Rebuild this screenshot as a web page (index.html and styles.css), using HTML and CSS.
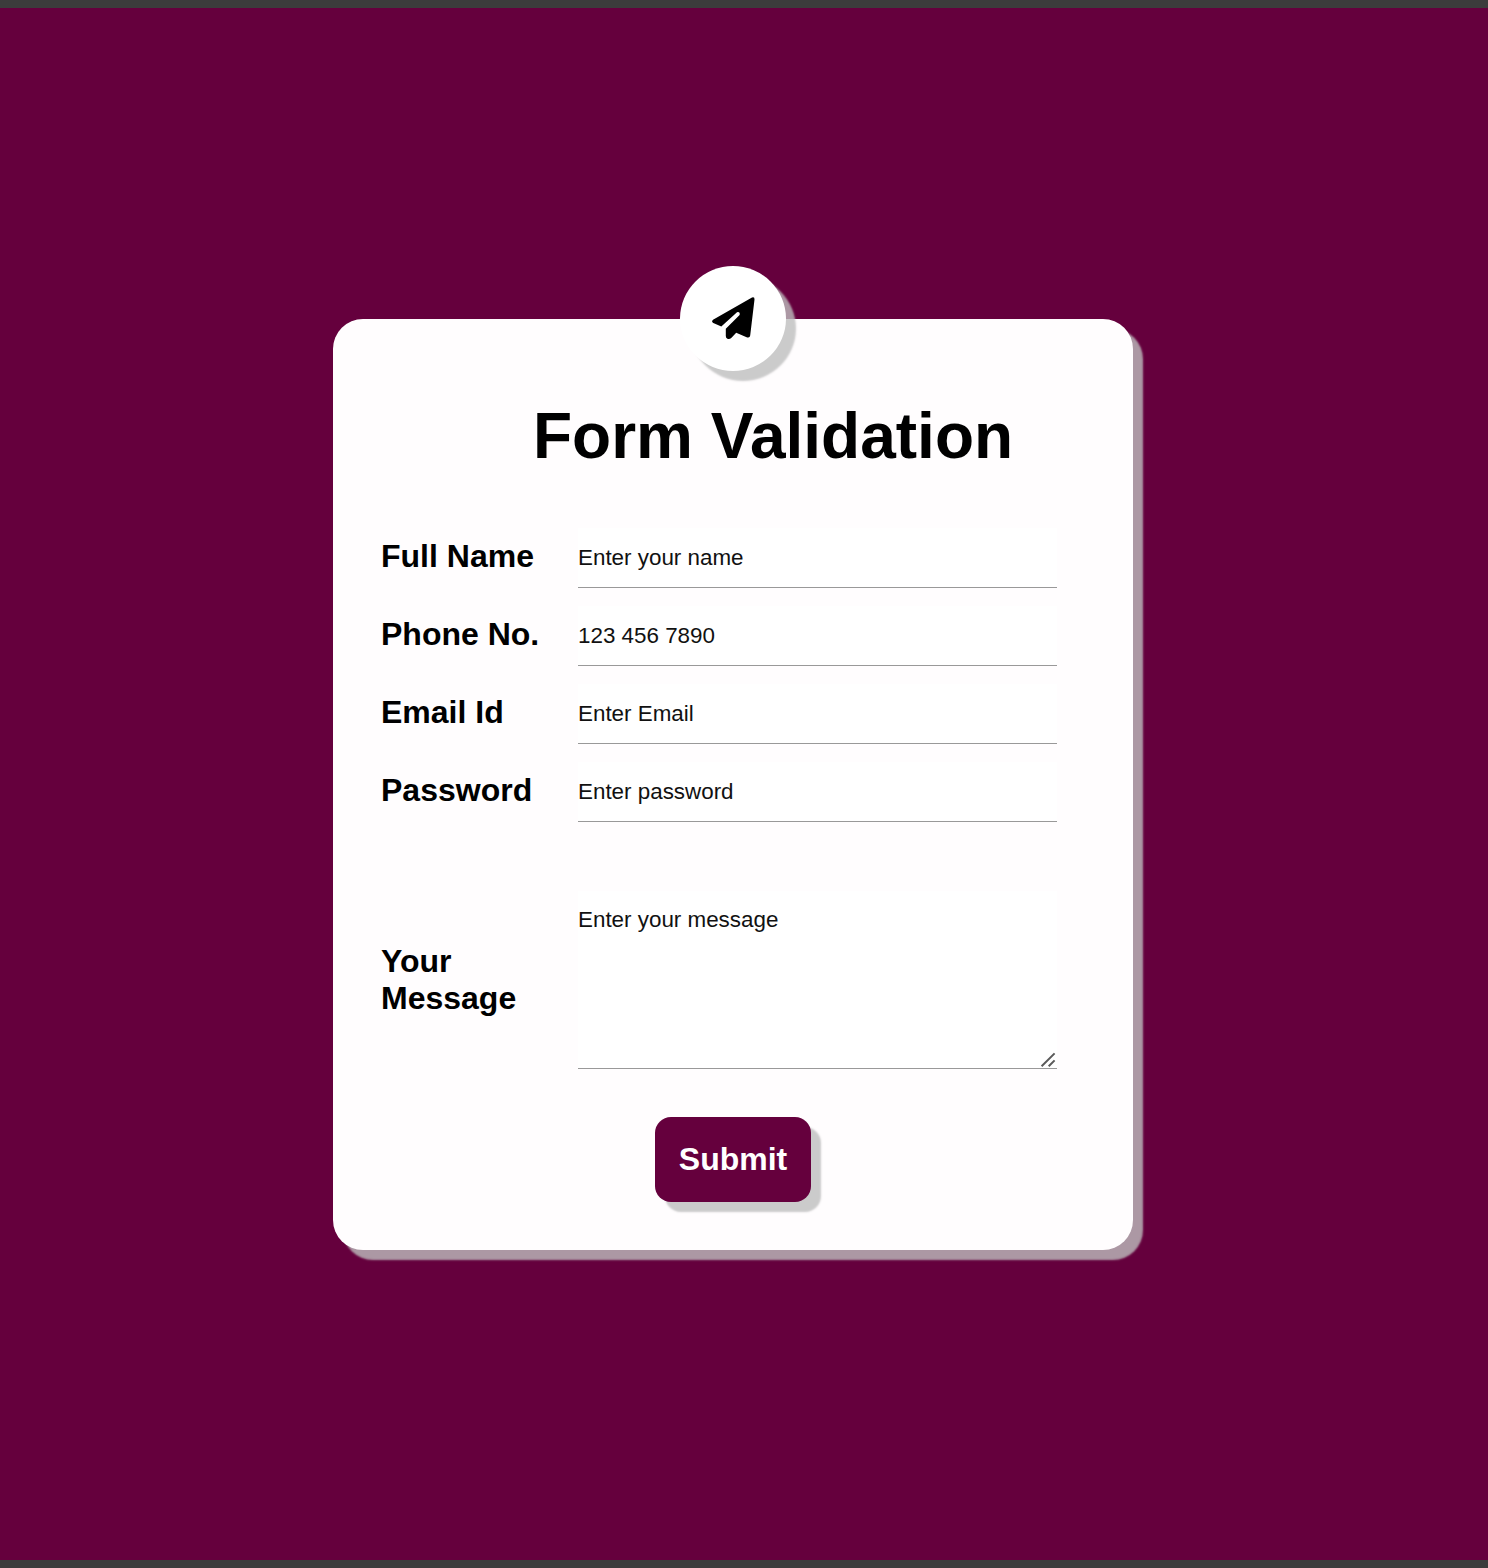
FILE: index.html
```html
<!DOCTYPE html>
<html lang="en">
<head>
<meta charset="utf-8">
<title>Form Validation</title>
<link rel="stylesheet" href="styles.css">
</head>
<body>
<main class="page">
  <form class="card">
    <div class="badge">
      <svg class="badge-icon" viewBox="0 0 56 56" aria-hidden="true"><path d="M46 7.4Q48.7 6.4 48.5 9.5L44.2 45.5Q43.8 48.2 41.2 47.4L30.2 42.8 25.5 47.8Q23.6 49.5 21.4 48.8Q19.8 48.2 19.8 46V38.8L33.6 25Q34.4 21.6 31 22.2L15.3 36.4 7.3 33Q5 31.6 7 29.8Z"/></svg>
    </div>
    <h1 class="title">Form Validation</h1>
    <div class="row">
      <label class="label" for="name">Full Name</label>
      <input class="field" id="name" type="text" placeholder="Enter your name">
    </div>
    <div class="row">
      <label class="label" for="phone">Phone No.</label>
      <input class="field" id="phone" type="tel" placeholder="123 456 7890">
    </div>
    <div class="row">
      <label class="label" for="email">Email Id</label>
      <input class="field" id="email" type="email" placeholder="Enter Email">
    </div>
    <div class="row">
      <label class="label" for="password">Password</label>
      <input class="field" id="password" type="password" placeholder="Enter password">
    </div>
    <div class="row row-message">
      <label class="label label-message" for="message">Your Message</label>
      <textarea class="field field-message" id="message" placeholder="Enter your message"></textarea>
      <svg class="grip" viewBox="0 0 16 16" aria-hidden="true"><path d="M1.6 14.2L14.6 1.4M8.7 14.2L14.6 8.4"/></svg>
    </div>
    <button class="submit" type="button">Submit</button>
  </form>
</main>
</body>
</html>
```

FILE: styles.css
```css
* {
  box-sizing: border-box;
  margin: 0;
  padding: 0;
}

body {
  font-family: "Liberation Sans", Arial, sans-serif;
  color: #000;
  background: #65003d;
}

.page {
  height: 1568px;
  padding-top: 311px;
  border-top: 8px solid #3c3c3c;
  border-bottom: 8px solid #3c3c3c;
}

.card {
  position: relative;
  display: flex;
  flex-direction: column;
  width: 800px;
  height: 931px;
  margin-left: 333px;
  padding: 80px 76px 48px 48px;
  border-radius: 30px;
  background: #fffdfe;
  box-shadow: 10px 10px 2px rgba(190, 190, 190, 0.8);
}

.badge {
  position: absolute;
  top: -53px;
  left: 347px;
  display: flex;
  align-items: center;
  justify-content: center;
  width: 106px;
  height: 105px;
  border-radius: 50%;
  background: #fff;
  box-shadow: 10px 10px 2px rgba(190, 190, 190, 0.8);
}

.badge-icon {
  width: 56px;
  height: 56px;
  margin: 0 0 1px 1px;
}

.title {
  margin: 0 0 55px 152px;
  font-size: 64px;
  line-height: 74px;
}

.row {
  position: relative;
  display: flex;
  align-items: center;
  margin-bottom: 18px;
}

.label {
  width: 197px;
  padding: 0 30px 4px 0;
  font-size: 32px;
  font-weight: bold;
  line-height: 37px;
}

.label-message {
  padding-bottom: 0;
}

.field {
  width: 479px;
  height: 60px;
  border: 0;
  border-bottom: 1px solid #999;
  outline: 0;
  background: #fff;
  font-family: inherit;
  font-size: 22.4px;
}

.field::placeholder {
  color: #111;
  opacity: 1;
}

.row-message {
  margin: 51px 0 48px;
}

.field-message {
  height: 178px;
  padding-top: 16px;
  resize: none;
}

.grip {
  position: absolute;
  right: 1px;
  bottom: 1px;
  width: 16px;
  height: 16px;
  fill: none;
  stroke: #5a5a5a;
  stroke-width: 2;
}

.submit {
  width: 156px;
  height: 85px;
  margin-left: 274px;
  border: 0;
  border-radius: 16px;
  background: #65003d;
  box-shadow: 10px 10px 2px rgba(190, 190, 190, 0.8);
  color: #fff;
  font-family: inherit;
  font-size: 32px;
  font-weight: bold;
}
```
◆ ◆ ◆ ◆ ◆ ◆ ◆
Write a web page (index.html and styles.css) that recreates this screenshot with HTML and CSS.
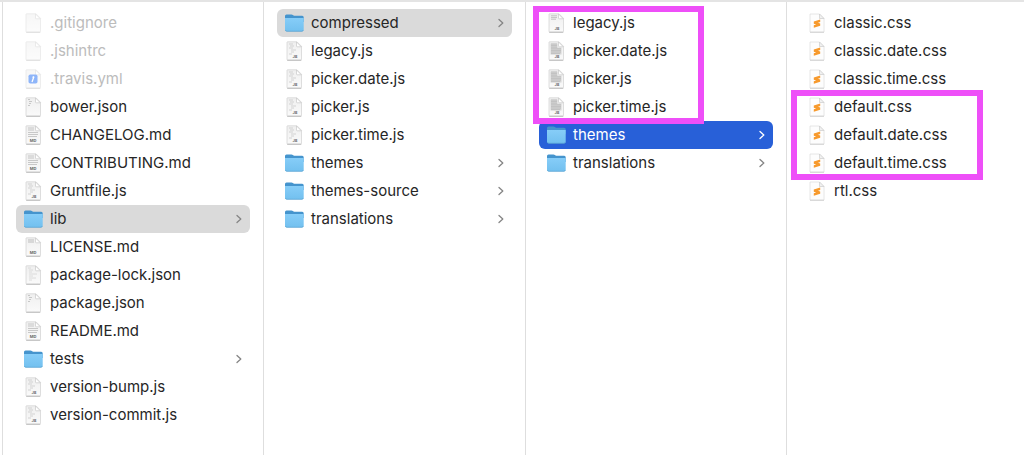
◆ ◆ ◆ ◆ ◆ ◆ ◆
- DIRECTIONS FOR THIS TASK:
Count each line of the entries that holds the word "screenshot", then state the total and nothing more.

- EXERCISE OUTPUT:
2